SNP leadership hustings: Candidates split on gender reform legal challenge
The three candidates to become the next leader of the SNP have offered different solutions for dealing with the current impasse over gender reform.
The UK Government has used section 35 of the Scotland Act to block the Scottish Government’s Gender Recognition Reform Bill which seeks to make it easier for trans people to obtain a gender recognition certificate.
At a leadership hustings in Cumbernauld on Wednesday evening, candidates Kate Forbes, Ash Regan and Humza Yousaf were asked whether they would challenge the UK Government’s use of section 35.
Yousaf said the Conservative government’s actions amounted to a “power grab” which had to be resisted.
He told party members: “We must challenge section 35. We absolutely must. In this room there are going to be a range of views on GRR, I accept that. On this panel, there are a range of views on GRR, I accept that.

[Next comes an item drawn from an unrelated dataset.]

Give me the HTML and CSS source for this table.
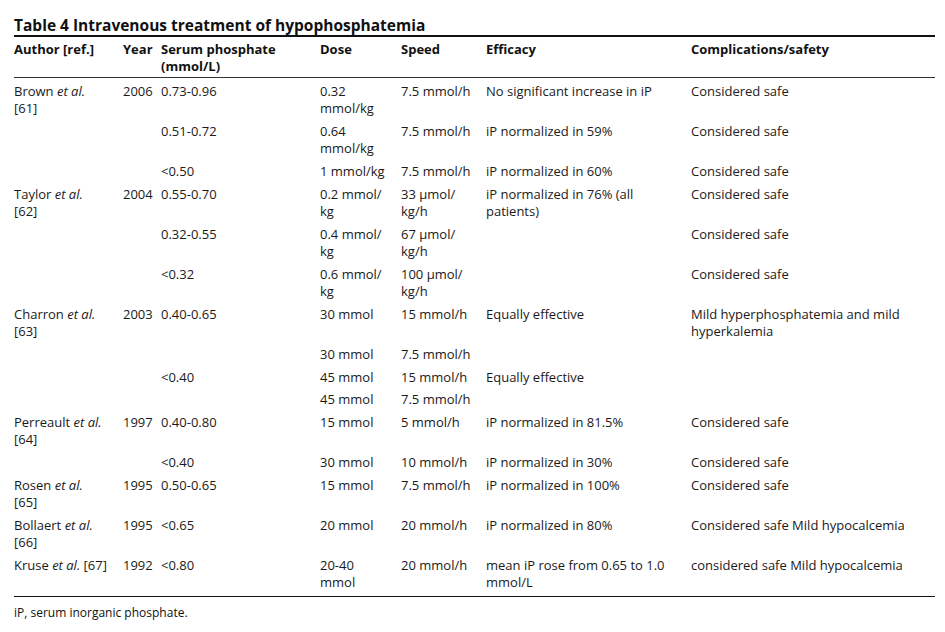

“But this is about the principal of our democracy. If we cave in, if we roll over to a Westminster power grab, they will come after legislation after legislation after legislation. If we cave in what kind of message would that send to the Scottish people that we’re not willing to stand up for devolution?”
Forbes said she would “seek legal advice” but hoped the matter could be resolved by the Scottish Parliament without going to court.
She said: “We know the UK Government are on a mission. They are on a mission to dismantle the devolution settlement. They are on a mission with their muscular Unionism to hinder as much as possible the work we are doing.
“It’s been well documented there are differing views on the Gender Recognition Reform Bill. But a grown-up independent country sorts out its problems itself. It doesn’t have to have recourse to another government.
“I think we can sort out the Gender Recognition Reform Act ourselves. I think we can track a course that recognises it has become a very challenging toxic debate and find a way forward that ensures we do not stigmatise the trans community further and also give that security to women and girls when it comes to safe spaces. We can do that ourselves. Yes, I would seek legal advice, but I would far rather sort out the legislation ourselves without having to go to court.”
Meanwhile, Ash Regan, who resigned as a Scottish Government minister amid concerns over the legislation, said the issue could be looked at by a “citizens’ assembly”.
She said: “I think we have really lost the trust of the country in the way this was handled. I wouldn’t challenge the section 35, not because I think it’s okay for the UK to challenge our legislation but for the simply reason that we’re going to lose that court case.
“We’re going to be throwing possibly hundreds of thousands of pounds of public money into something that the public doesn’t support. Bringing it back to the parliament and potentially opening it up again, which is another option, wouldn’t be a good idea. I think we need to draw a line on it…”
Elsewhere in the hustings, the three candidates were asked about faith in politics, nursery provision and how they would secure independence for Scotland.
The new leader of the party will be announced on March 27.